4. Andy Oliver, P, DET -
Phil Coke was recently removed from the Detroit rotation, and Brad Penny has been anything but dependable for the Tigers. This would seemingly be good news for Oliver, but the 23-year-old lefty has been wild at Triple-A Toledo lately. Over his last five starts, Oliver has walked 21 batters in 26.1 innings. Over that same span, the 6-3, 210-pounder has allowed 18 runs. Oliver's last start on Independence Day was extremely curious; though he tossed six innings of scoreless baseball and scattered four hits, Oliver walked six batters. On the plus side, Oliver fanned eight batters in that game and continues to show strikeout stuff. Nevertheless, the Tigers could be hesitant to promote Oliver due to his inconsistent command.

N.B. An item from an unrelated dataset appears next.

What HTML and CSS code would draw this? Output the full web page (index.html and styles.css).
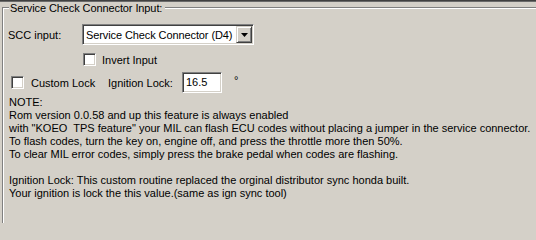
FILE: index.html
```html
<!DOCTYPE html>
<html>
<head>
<meta charset="utf-8">
<link rel="stylesheet" href="styles.css">
</head>
<body>
<div class="topbar"></div>
<div class="group">
  <div class="group-head">
    <span class="rule-short"></span>
    <span class="title">Service Check Connector Input:</span>
    <span class="rule-long"></span>
  </div>
  <div class="group-body">
    <div class="row row-scc">
      <span class="lbl-scc">SCC input:</span>
      <div class="combo">
        <span class="combo-text">Service Check Connector (D4)</span>
        <span class="combo-btn"><svg width="7" height="4" viewBox="0 0 7 4"><path d="M0 0h7L3.5 4z" fill="#000"/></svg></span>
      </div>
    </div>
    <div class="row row-invert">
      <span class="check"></span>
      <span class="check-lbl">Invert Input</span>
    </div>
    <div class="row row-lock">
      <span class="check check-lock"></span>
      <span class="check-lbl lbl-custom">Custom Lock</span>
      <span class="lbl-ign">Ignition Lock:</span>
      <span class="field">16.5</span>
      <span class="deg">°</span>
    </div>
    <div class="note">
      <div>NOTE:</div>
      <div>Rom version 0.0.58 and up this feature is always enabled</div>
      <div>with "KOEO&nbsp; TPS feature" your MIL can flash ECU codes without placing a jumper in the service connector.</div>
      <div>To flash codes, turn the key on, engine off, and press the throttle more then 50%.</div>
      <div>To clear MIL error codes, simply press the brake pedal when codes are flashing.</div>
      <div class="blank">&nbsp;</div>
      <div>Ignition Lock: This custom routine replaced the orginal distributor sync honda built.</div>
      <div>Your ignition is lock the this value.(same as ign sync tool)</div>
    </div>
  </div>
</div>
</body>
</html>
```
FILE: styles.css
```css
html, body {
  margin: 0;
  padding: 0;
  background: #d4d0c8;
  height: 100%;
  overflow: hidden;
}
body {
  font-family: "Liberation Sans", Arial, sans-serif;
  font-size: 11px;
  color: #000;
}
.topbar {
  height: 1px;
  border-top: 1px solid #404040;
  background: #6a6a6a;
}
.group {
  margin-left: 2px;
  height: 221px;
  display: flex;
  flex-direction: column;
}
.group-head {
  display: flex;
  height: 12px;
  align-items: flex-start;
}
.rule-short {
  margin-top: 5px;
  width: 6px;
  height: 6px;
  border-top: 1px solid #808080;
  border-left: 1px solid #808080;
  box-shadow: inset 1px 1px 0 #fff;
  flex: none;
}
.title {
  margin-left: 1px;
  padding-right: 3px;
  line-height: 12px;
  white-space: nowrap;
  letter-spacing: -0.1px;
}
.rule-long {
  flex: 1;
  margin-top: 5px;
  height: 0;
  border-top: 1px solid #808080;
  border-bottom: 1px solid #fff;
}
.group-body {
  flex: 1;
  border-left: 1px solid #808080;
  box-shadow: inset 1px 0 0 #fff;
  padding-left: 1px;
}
.row {
  display: flex;
  align-items: center;
}
.row-scc {
  margin-top: 10px;
  height: 21px;
}
.lbl-scc {
  margin-left: 4px;
  width: 74px;
  flex: none;
}
.combo {
  box-sizing: border-box;
  width: 172px;
  height: 21px;
  background: #fff;
  border: 1px solid;
  border-color: #808080 #fff #fff #808080;
  box-shadow: inset 1px 1px 0 #404040, inset -1px -1px 0 #d4d0c8;
  display: flex;
  align-items: center;
  flex: none;
}
.combo-text {
  padding-left: 3px;
  flex: 1;
  white-space: nowrap;
  overflow: hidden;
  letter-spacing: -0.1px;
}
.combo-btn {
  box-sizing: border-box;
  width: 16px;
  height: 17px;
  margin-right: 1px;
  background: #d4d0c8;
  border: 1px solid;
  border-color: #d4d0c8 #404040 #404040 #d4d0c8;
  box-shadow: inset 1px 1px 0 #fff, inset -1px -1px 0 #808080;
  display: flex;
  align-items: center;
  justify-content: center;
  flex: none;
}
.combo-btn svg {
  display: block;
}
.check {
  box-sizing: border-box;
  width: 13px;
  height: 13px;
  background: #fff;
  border: 1px solid;
  border-color: #808080 #fff #fff #808080;
  box-shadow: inset 1px 1px 0 #404040, inset -1px -1px 0 #d4d0c8;
  flex: none;
}
.row-invert {
  margin-top: 8px;
  height: 13px;
}
.row-invert .check {
  margin-left: 79px;
}
.check-lbl {
  margin-left: 6px;
  white-space: nowrap;
}
.row-lock {
  margin-top: 6px;
  height: 21px;
}
.check-lock {
  margin-left: 7px;
}
.lbl-custom {
  margin-left: 7px;
  width: 77px;
}
.lbl-ign {
  width: 74px;
  white-space: nowrap;
}
.field {
  box-sizing: border-box;
  width: 40px;
  height: 21px;
  line-height: 19px;
  background: #fff;
  border: 1px solid;
  border-color: #808080 #fff #fff #808080;
  box-shadow: inset 1px 1px 0 #404040, inset -1px -1px 0 #d4d0c8;
  padding-left: 3px;
  flex: none;
}
.deg {
  margin-left: 12px;
  align-self: flex-start;
  margin-top: 2px;
}
.note {
  margin-top: 3px;
  margin-left: 5px;
  line-height: 13px;
  white-space: nowrap;
}
.blank {
  height: 13px;
}
```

5. Adeiny Hechavarria, SS, TOR -
Hechavarria signed a four-year, $10-million deal with the Blue Jays last April. His glove is his best asset, but he's obviously going to have to hit enough to get to the bigs. That has not been the case in his two minor-league seasons thus far. In 2011 with Double-A New Hampshire, the 22-year-old is hitting .231/.268/.351 with five home runs, 30 RBI and 16 stolen bases. He has also been caught eight times on the basepaths, and has fanned 50 times in 80 games for the Fisher Cats while drawing just 16 walks. His walks, home runs and stolen bases will end up better in 2011 than in 2010, but he hasn't quite shown the improvement with the bat that the Jays were hoping for when they made this investment.

6. Stolmy Pimentel, P, BOS -
Aside from perhaps suffering an injury, Pimentel could not have asked for a worse 2011 season thus far. He came into the year as one of the better prospects in the Red Sox system, at just 21 and already starting in Double-A. However, he has a 9.00 ERA in 49.0 innings for Portland, as opposing batters are hitting an absurd .345 against him. The Sox have actually decided to shorten the leash on Pimentel and only pitch him for about three innings to get his confidence and command back up.